23 October, 2007 11:41 PM

Newsletter No. 105
October 25, 2005

 

The following report comes from Toyoko Morita (Shingetsu Member No. 12). Morita is a specialist on Muslim immigrant workers in Japan and works at Osaka University of Foreign Studies and Kagoshima University.


AN ISLAMIC SCHOOL IN JAPAN

The Islamic Center of Tokyo has reported on their homepage about their project to establish the first regular Islamic school in Japan. It has already bought a plot of land to build the school (as noted in the book of Keiko Sakurai, Japan’s Muslim Society, Chikuma Shobo, 2003, p. 184). Now in Japan many mosques have been built, and they have some classes to teach Islam to children, women and others. For example, the Kobe mosque has a class two days a week: one is for children and the other is for women. As the number of Muslims is increasing, Islamic mosques are also increasing now in Japan. There are classes in mosques and some schools attached to the embassies of Islamic countries. However, there is no regular Islamic school in Japan yet. It is written on the homepage that the purpose of the school will be “to teach the principles of Islam to the new generation of the present Muslims and to keep the Islamic originality in their minds as well as to prepare future scholars by using their mother tongue (Japanese).” It will become the first regular Islamic school taught in Japanese.
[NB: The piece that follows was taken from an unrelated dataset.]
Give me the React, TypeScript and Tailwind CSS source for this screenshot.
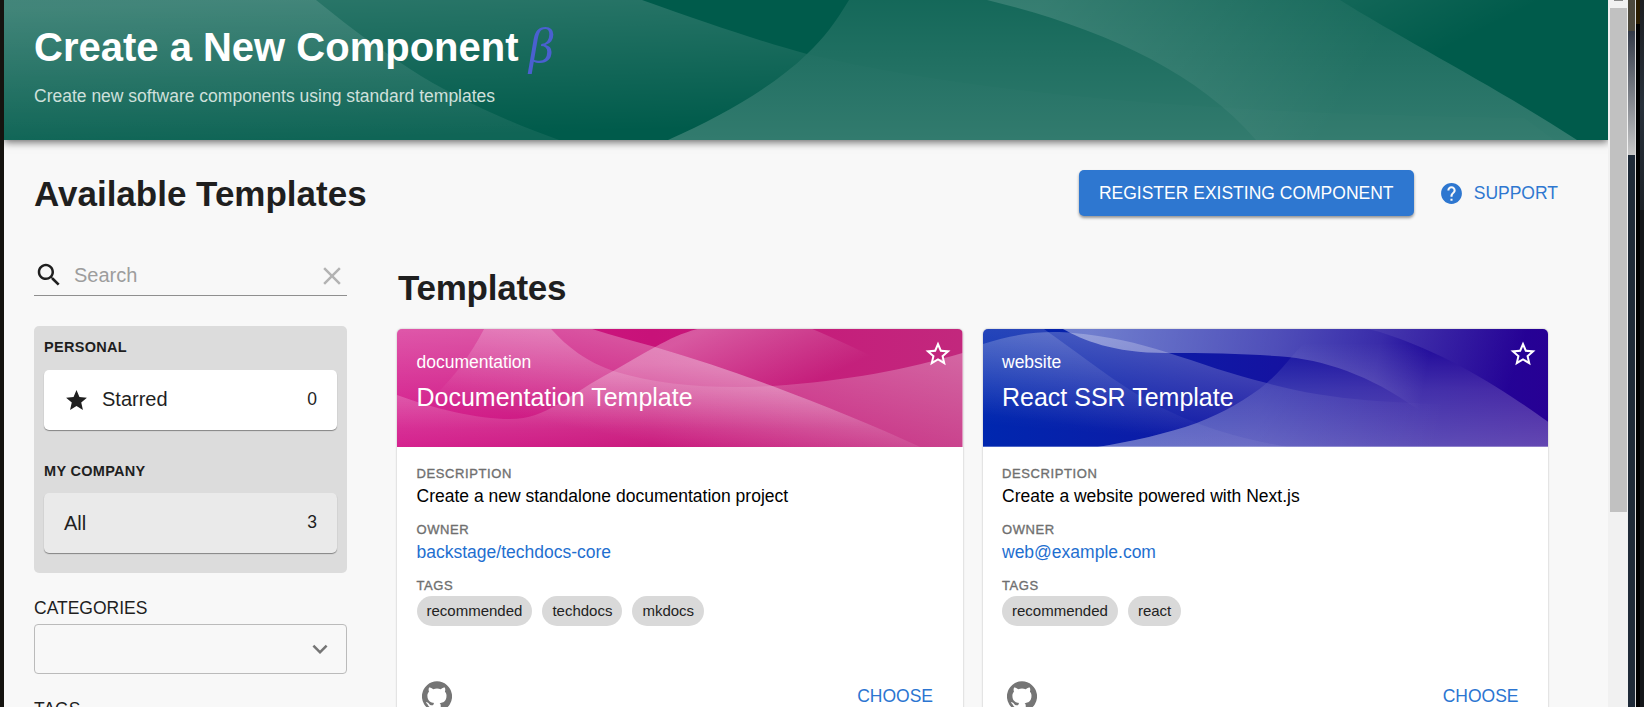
import { ReactNode } from 'react';

function Star({ outline = false, className = '' }: { outline?: boolean; className?: string }) {
  return (
    <svg viewBox="0 0 24 24" fill="currentColor" className={className}>
      {outline ? (
        <path d="M22 9.24l-7.19-.62L12 2 9.19 8.63 2 9.24l5.46 4.73L5.82 21 12 17.27 18.18 21l-1.63-7.03L22 9.24zM12 15.4l-3.76 2.27 1-4.28-3.32-2.88 4.38-.38L12 6.1l1.71 4.04 4.38.38-3.32 2.88 1 4.28L12 15.4z" />
      ) : (
        <path d="M12 17.27L18.18 21l-1.64-7.03L22 9.24l-7.19-.61L12 2 9.19 8.63 2 9.24l5.46 4.73L5.82 21z" />
      )}
    </svg>
  );
}

function GitHub() {
  return (
    <svg viewBox="0 0 24 24" fill="#757575" className="h-[30px] w-[30px] shrink-0">
      <path d="M12 .3a12 12 0 0 0-3.8 23.4c.6.1.8-.3.8-.6v-2c-3.3.7-4-1.6-4-1.6-.6-1.4-1.4-1.8-1.4-1.8-1-.7.1-.7.1-.7 1.2 0 1.9 1.2 1.9 1.2 1 1.8 2.8 1.3 3.5 1 0-.8.4-1.3.7-1.6-2.7-.3-5.5-1.3-5.5-6 0-1.2.5-2.3 1.3-3.1-.2-.4-.6-1.6 0-3.2 0 0 1-.3 3.4 1.2a11.5 11.5 0 0 1 6 0c2.3-1.5 3.3-1.2 3.3-1.2.6 1.6.2 2.8 0 3.2.9.8 1.3 1.9 1.3 3.2 0 4.6-2.8 5.6-5.5 5.9.5.4.9 1 .9 2.2v3.3c0 .3.1.7.8.6A12 12 0 0 0 12 .3" />
    </svg>
  );
}

function HeaderArt() {
  return (
    <svg viewBox="0 0 1604 140" preserveAspectRatio="none" className="absolute inset-0 h-full w-full">
      <defs>
        <linearGradient id="ha" gradientUnits="userSpaceOnUse" x1="300" y1="0" x2="304" y2="140">
          <stop offset="0" stopColor="#fff" stopOpacity=".16" />
          <stop offset="1" stopColor="#fff" stopOpacity="0" />
        </linearGradient>
        <linearGradient id="hl" gradientUnits="userSpaceOnUse" x1="0" y1="0" x2="0" y2="140">
          <stop offset="0" stopColor="#fff" stopOpacity=".12" />
          <stop offset="1" stopColor="#fff" stopOpacity=".06" />
        </linearGradient>
        <linearGradient id="hb" gradientUnits="userSpaceOnUse" x1="0" y1="0" x2="0" y2="140">
          <stop offset="0" stopColor="#fff" stopOpacity=".08" />
          <stop offset="1" stopColor="#fff" stopOpacity=".19" />
        </linearGradient>
        <linearGradient id="hc" gradientUnits="userSpaceOnUse" x1="0" y1="50" x2="14" y2="150">
          <stop offset="0" stopColor="#fff" stopOpacity=".1" />
          <stop offset="1" stopColor="#fff" stopOpacity=".01" />
        </linearGradient>
        <linearGradient id="hd" gradientUnits="userSpaceOnUse" x1="1040" y1="0" x2="1300" y2="160">
          <stop offset="0" stopColor="#fff" stopOpacity=".14" />
          <stop offset="1" stopColor="#fff" stopOpacity=".01" />
        </linearGradient>
        <linearGradient id="he" gradientUnits="userSpaceOnUse" x1="1330" y1="-20" x2="1380" y2="80">
          <stop offset="0" stopColor="#fff" stopOpacity=".09" />
          <stop offset="1" stopColor="#fff" stopOpacity="0" />
        </linearGradient>
      </defs>
      <path d="M0 0H638C700 22 758 42 803 54C770 86 720 115 664 140H0Z" fill="url(#ha)" />
      <path d="M0 0H312C350 31 385 56 417 76C462 103 510 124 555 140H0Z" fill="url(#hl)" />
      <path d="M845 0C831 23 820 38 803 54C770 86 720 115 664 140H1573C1490 86 1400 40 1336 0Z" fill="url(#hb)" />
      <path d="M803 54C770 86 720 115 664 140H1550L1520 118C1300 115 1010 104 803 54Z" fill="url(#hc)" />
      <path d="M983 0C1090 26 1190 68 1252 140H1573C1490 86 1400 40 1336 0Z" fill="url(#hd)" />
      <path d="M1336 0H1604V140H1573C1490 86 1400 40 1336 0Z" fill="url(#he)" />
    </svg>
  );
}

function DocsArt() {
  return (
    <svg viewBox="0 0 565 118" preserveAspectRatio="none" className="absolute inset-0 h-full w-full">
      <defs>
        <linearGradient id="d0" gradientUnits="userSpaceOnUse" x1="0" y1="0" x2="565" y2="0">
          <stop offset="0" stopColor="#d3198a" />
          <stop offset=".45" stopColor="#c81279" />
          <stop offset="1" stopColor="#c2287d" />
        </linearGradient>
        <linearGradient id="d1" gradientUnits="userSpaceOnUse" x1="0" y1="0" x2="0" y2="100">
          <stop offset="0" stopColor="#fff" stopOpacity=".27" />
          <stop offset="1" stopColor="#fff" stopOpacity="0" />
        </linearGradient>
        <linearGradient id="d2" gradientUnits="userSpaceOnUse" x1="0" y1="35" x2="0" y2="118">
          <stop offset="0" stopColor="#fff" stopOpacity=".3" />
          <stop offset="1" stopColor="#fff" stopOpacity=".04" />
        </linearGradient>
        <linearGradient id="d3" gradientUnits="userSpaceOnUse" x1="180" y1="0" x2="160" y2="95">
          <stop offset="0" stopColor="#fff" stopOpacity=".27" />
          <stop offset="1" stopColor="#fff" stopOpacity="0" />
        </linearGradient>
        <linearGradient id="d4" gradientUnits="userSpaceOnUse" x1="310" y1="0" x2="350" y2="85">
          <stop offset="0" stopColor="#fff" stopOpacity=".29" />
          <stop offset="1" stopColor="#fff" stopOpacity="0" />
        </linearGradient>
        <linearGradient id="d5" gradientUnits="userSpaceOnUse" x1="560" y1="24" x2="540" y2="130">
          <stop offset="0" stopColor="#fff" stopOpacity=".29" />
          <stop offset="1" stopColor="#fff" stopOpacity=".1" />
        </linearGradient>
      </defs>
      <rect width="565" height="118" fill="url(#d0)" />
      <path d="M0 0H154C170 18 190 33 216 42C265 57 320 60 375 57C425 76 478 97 523 118H0Z" fill="url(#d1)" />
      <path d="M87 0H195C217 7 237 12 258 18C298 30 338 43 375 57C425 76 478 97 523 118H113L38 66Q66 40 87 0Z" fill="url(#d3)" />
      <path d="M0 66C38 80 80 90 113 90C150 90 170 66 216 42C230 34 243 26 258 18C298 30 338 43 375 57C425 76 478 97 523 118H0Z" fill="url(#d2)" />
      <path d="M258 18C272 10 285 4 300 0H415C450 14 490 37 530 50L523 118C478 97 425 76 375 57C338 43 298 30 258 18Z" fill="url(#d4)" />
      <path d="M375 57C450 52 510 40 565 24V118H523C478 97 425 76 375 57Z" fill="url(#d5)" />
    </svg>
  );
}

function WebsiteArt() {
  return (
    <svg viewBox="0 0 566 118" preserveAspectRatio="none" className="absolute inset-0 h-full w-full">
      <defs>
        <linearGradient id="w0" gradientUnits="userSpaceOnUse" x1="0" y1="0" x2="566" y2="0">
          <stop offset="0" stopColor="#0027af" />
          <stop offset="1" stopColor="#270094" />
        </linearGradient>
        <linearGradient id="w1" gradientUnits="userSpaceOnUse" x1="130" y1="0" x2="118" y2="100">
          <stop offset="0" stopColor="#fff" stopOpacity=".27" />
          <stop offset="1" stopColor="#fff" stopOpacity="0" />
        </linearGradient>
        <linearGradient id="w2" gradientUnits="userSpaceOnUse" x1="60" y1="0" x2="52" y2="100">
          <stop offset="0" stopColor="#fff" stopOpacity=".15" />
          <stop offset="1" stopColor="#fff" stopOpacity="0" />
        </linearGradient>
        <linearGradient id="w3" gradientUnits="userSpaceOnUse" x1="110" y1="0" x2="440" y2="64">
          <stop offset="0" stopColor="#fff" stopOpacity=".42" />
          <stop offset=".55" stopColor="#fff" stopOpacity=".25" />
          <stop offset=".85" stopColor="#fff" stopOpacity=".13" />
          <stop offset="1" stopColor="#fff" stopOpacity="0" />
        </linearGradient>
        <linearGradient id="w4" gradientUnits="userSpaceOnUse" x1="0" y1="14" x2="0" y2="118">
          <stop offset="0" stopColor="#fff" stopOpacity="0" />
          <stop offset=".45" stopColor="#fff" stopOpacity=".16" />
          <stop offset="1" stopColor="#fff" stopOpacity=".28" />
        </linearGradient>
        <linearGradient id="w5" gradientUnits="userSpaceOnUse" x1="340" y1="-10" x2="530" y2="50">
          <stop offset="0" stopColor="#fff" stopOpacity=".26" />
          <stop offset="1" stopColor="#fff" stopOpacity="0" />
        </linearGradient>
        <linearGradient id="w6" gradientUnits="userSpaceOnUse" x1="284" y1="50" x2="460" y2="90">
          <stop offset="0" stopColor="#fff" stopOpacity=".1" />
          <stop offset="1" stopColor="#fff" stopOpacity="0" />
        </linearGradient>
      </defs>
      <rect width="566" height="118" fill="url(#w0)" />
      <path d="M0 0H61C90 20 120 44 152 64C172 76 193 86 214 94C183 105 150 112 115 118H0Z" fill="url(#w2)" />
      <path d="M0 15C40 2 70 2 90 4C125 7 155 14 183 23C218 34 250 46 284 54C265 70 240 84 214 94C183 105 150 112 115 118H0Z" fill="url(#w1)" />
      <path d="M80 0C100 11 130 24 183 24C230 24 270 25 305 28C350 33 395 50 443 86L566 93C525 64 470 26 397 3L385 0Z" fill="url(#w3)" />
      <path d="M328 10C312 20 305 36 284 54C265 70 240 84 214 94C183 105 150 112 115 118H566V93C525 64 470 26 397 3Z" fill="url(#w4)" />
      <path d="M284 54C265 70 240 84 214 94C183 105 150 112 115 118H500V76C410 74 350 72 284 54Z" fill="url(#w6)" />
      <path d="M214 94C183 105 150 112 115 118H305C272 112 243 105 214 94Z" fill="#fff" fillOpacity=".05" />
      <path d="M385 0H566V93C525 64 470 26 397 3Z" fill="url(#w5)" />
      <path d="M0 117.5H566" stroke="#fff" strokeOpacity=".3" />
    </svg>
  );
}

function Field({ label, children }: { label: string; children: ReactNode }) {
  return (
    <div className="h-14">
      <div className="h-[18px] text-[13px] leading-[19px] tracking-[0.6px] text-[#6f6f6f] [-webkit-text-stroke:0.35px]">{label}</div>
      {children}
    </div>
  );
}

type CardProps = {
  art: ReactNode;
  type: string;
  title: string;
  description: string;
  owner: string;
  tags: string[];
};

function TemplateCard({ art, type, title, description, owner, tags }: CardProps) {
  return (
    <article className="h-[420px] grow basis-0 overflow-hidden rounded-[5px] bg-white shadow-[0_0_2px_rgba(0,0,0,0.3)]">
      <div className="relative h-[118px] text-white">
        {art}
        <div className="relative flex h-full flex-col px-[19.5px] pt-[22px]">
          <div className="h-[22px] text-[17.5px] leading-[22px]">{type}</div>
          <div className="mt-2 h-8 text-[25px] leading-8">{title}</div>
        </div>
        <Star outline className="absolute top-[10px] right-[10px] h-[30px] w-[30px]" />
      </div>
      <div className="px-[19.5px] pt-[17px]">
        <Field label="DESCRIPTION">
          <p className="text-[17.5px] leading-7 text-black">{description}</p>
        </Field>
        <Field label="OWNER">
          <p className="text-[17.5px] leading-7 text-[#1f6fd0]">{owner}</p>
        </Field>
        <Field label="TAGS">
          <div className="mt-0.5 flex gap-[10px]">
            {tags.map((t) => (
              <span key={t} className="h-[30px] rounded-full bg-[#d9d9d9] px-[10px] text-[15px] leading-[30px] text-[#222]">
                {t}
              </span>
            ))}
          </div>
        </Field>
        <div className="mt-[49px] flex justify-between pr-[10px] pl-[5px]">
          <GitHub />
          <span className="mt-[1px] text-[17.5px] leading-[28px] text-[#2b75d1]">CHOOSE</span>
        </div>
      </div>
    </article>
  );
}

function Sidebar() {
  return (
    <aside className="w-[313px] shrink-0 text-[#1f1f1f]">
      <div className="flex h-[41px] items-center border-b border-[#8f8f8f]">
        <svg viewBox="0 0 24 24" fill="currentColor" className="h-[30px] w-[30px]">
          <path d="M15.5 14h-.79l-.28-.27C15.41 12.59 16 11.11 16 9.5 16 5.91 13.09 3 9.5 3S3 5.91 3 9.5 5.91 16 9.5 16c1.61 0 3.09-.59 4.23-1.57l.27.28v.79l5 4.99L20.49 19l-4.99-5zm-6 0C7.01 14 5 11.99 5 9.5S7.01 5 9.5 5 14 7.01 14 9.5 11.99 14 9.5 14z" />
        </svg>
        <span className="ml-[10px] grow text-[20px] leading-6 text-[#9d9d9d]">Search</span>
        <svg viewBox="0 0 24 24" fill="#b3b3b3" className="mt-px h-[30px] w-[30px]">
          <path d="M19 6.41L17.59 5 12 10.59 6.41 5 5 6.41 10.59 12 5 17.59 6.41 19 12 13.41 17.59 19 19 17.59 13.41 12z" />
        </svg>
      </div>
      <section className="mt-[30px] h-[247px] rounded-[5px] bg-[#dcdcdc] px-[10px]">
        <h3 className="h-11 pt-[9px] text-[14.5px] leading-[25px] font-bold tracking-[0.3px]">PERSONAL</h3>
        <div className="flex h-[60px] items-center rounded-[5px] bg-white px-5 shadow-[0_1px_1px_rgba(0,0,0,0.4)]">
          <Star className="h-[25px] w-[25px]" />
          <span className="ml-[13px] grow pb-[2px] text-[20px]">Starred</span>
          <span className="pb-[2px] text-[17.5px]">0</span>
        </div>
        <h3 className="mt-5 h-[43px] pt-[9px] text-[14.5px] leading-[25px] font-bold tracking-[0.3px]">MY COMPANY</h3>
        <div className="flex h-[60px] items-center rounded-[5px] bg-[#eaeaea] px-5 shadow-[0_1px_1px_rgba(0,0,0,0.4)]">
          <span className="grow text-[20px]">All</span>
          <span className="pb-[2px] text-[17.5px]">3</span>
        </div>
      </section>
      <div className="mt-[22px] h-[29px] text-[17.5px] leading-[26px]">CATEGORIES</div>
      <div className="flex h-[50px] items-center justify-end rounded-[4px] border border-[#bbb] pr-[11px]">
        <svg viewBox="0 0 24 24" fill="#757575" className="h-[30px] w-[30px]">
          <path d="M7.41 8.59L12 13.17l4.59-4.58L18 10l-6 6-6-6z" />
        </svg>
      </div>
      <div className="mt-[22px] text-[17.5px] leading-[26px]">TAGS</div>
    </aside>
  );
}

export default function App() {
  return (
    <div className="flex h-[707px] w-[1644px] overflow-hidden bg-[#15130f] font-['Liberation_Sans',Arial,sans-serif]">
      <div className="w-1 shrink-0" />
      <div className="flex w-[1604px] shrink-0 flex-col overflow-hidden bg-[#f8f8f8]">
        <header className="relative z-10 h-[140px] shrink-0 bg-[#005b4b] shadow-[0_2px_8px_rgba(0,0,0,0.6)]">
          <HeaderArt />
          <div className="relative px-[30px] pt-[22px]">
            <h1 className="flex h-[50px] items-center text-[40px] leading-[50px] font-bold whitespace-nowrap text-white">
              Create a New Component
              <span className="ml-[10px] pb-[3px] font-['Liberation_Serif',serif] text-[50px] font-normal text-[#4a60d0] italic">β</span>
            </h1>
            <p className="mt-[12px] text-[17.5px] leading-6 text-[#cfe0dc]">Create new software components using standard templates</p>
          </div>
        </header>
        <div className="mt-[30px] flex h-[46px] shrink-0 items-center pr-[50px] pl-[30px] text-[17.5px]">
          <h2 className="grow pt-[2px] text-[35px] font-bold text-[#1f1f1f]">Available Templates</h2>
          <div className="flex h-[46px] w-[335px] items-center justify-center rounded-[5px] bg-[#2e77d0] text-white shadow-[0_2px_3px_rgba(0,0,0,0.4)]">
            REGISTER EXISTING COMPONENT
          </div>
          <div className="ml-[25px] flex items-center text-[#2e77d0]">
            <svg viewBox="0 0 24 24" fill="currentColor" className="h-[25px] w-[25px]">
              <path d="M12 2C6.48 2 2 6.48 2 12s4.48 10 10 10 10-4.48 10-10S17.52 2 12 2zm1 17h-2v-2h2v2zm2.07-7.75l-.9.92C13.45 12.9 13 13.5 13 15h-2v-.5c0-1.1.45-2.1 1.17-2.83l1.24-1.26c.37-.36.59-.86.59-1.41 0-1.1-.9-2-2-2s-2 .9-2 2H8c0-2.21 1.79-4 4-4s4 1.79 4 4c0 .88-.36 1.68-.93 2.25z" />
            </svg>
            <span className="ml-[10px]">SUPPORT</span>
          </div>
        </div>
        <div className="flex grow pl-[30px]">
          <div className="pt-[39px]">
            <Sidebar />
          </div>
          <main className="ml-[50px] pt-[52px]">
            <h2 className="h-[61px] pl-px text-[35px] leading-10 font-bold tracking-[-0.25px] text-[#1f1f1f]">Templates</h2>
            <div className="flex w-[1151px] gap-5">
              <TemplateCard
                art={<DocsArt />}
                type="documentation"
                title="Documentation Template"
                description="Create a new standalone documentation project"
                owner="backstage/techdocs-core"
                tags={['recommended', 'techdocs', 'mkdocs']}
              />
              <TemplateCard
                art={<WebsiteArt />}
                type="website"
                title="React SSR Template"
                description="Create a website powered with Next.js"
                owner="web@example.com"
                tags={['recommended', 'react']}
              />
            </div>
          </main>
        </div>
      </div>
      <div className="flex w-5 shrink-0 flex-col items-center bg-[#f1f1f1]">
        <div className="h-[1px] w-[9px] bg-[#8a8a8a]" />
        <div className="mt-[7px] h-[504px] w-[17px] bg-[#c1c1c1]" />
      </div>
      <div className="flex w-[7px] shrink-0 flex-col bg-[#1e2a38]">
        <div className="h-[31px] bg-[#4c483c]" />
        <div className="h-[124px] bg-gradient-to-b from-[#333a48] to-[#c8c8c8]" />
      </div>
      <div className="w-px shrink-0 bg-[#d8d8d8]" />
      <div className="w-1 shrink-0 bg-black">
        <div className="h-6 bg-[#2a1c00]" />
      </div>
      <div className="grow bg-[#141619]">
        <div className="h-[210px] bg-gradient-to-b from-[#1c1e22] via-[#27303a] to-[#1c2127]" />
      </div>
    </div>
  );
}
Now in Japan there are about hundred Korean schools, dozens of schools for Latin Americans, and other international schools. Tens of thousands of children go to such ethnic schools. The oldest ethnic school is the Chinese School in Kobe (built in 1899). They teach in their own languages, but the Japanese language is also taught in almost every school. In their history of a hundred years, they share the same problems. They do not have enough financial support from the Japanese government, and it is difficult for children from these schools to go to Japanese universities. It is written that the purpose of the public schools is to produce ‘Japanese.’ Thus, ethnic schools cannot be recognized as being public schools. Ethnic schools are in the same category as driving schools in Japan, and there are very strict requirements regardinging the ownership of buildings, schoolyards, the training of teachers, and other matters in order to be recognized as schools. This kind of situation of Japan has been criticized and the UN has made recommendations for change for several times.

Perhaps the first regular Islamic schools will also have same problems as such ethnic schools. Now some cooperation among ethnic schools is being seen in Japan. When the regular Islamic school is built, I hope that they will be wise enough to take advantage of such networks of cooperation.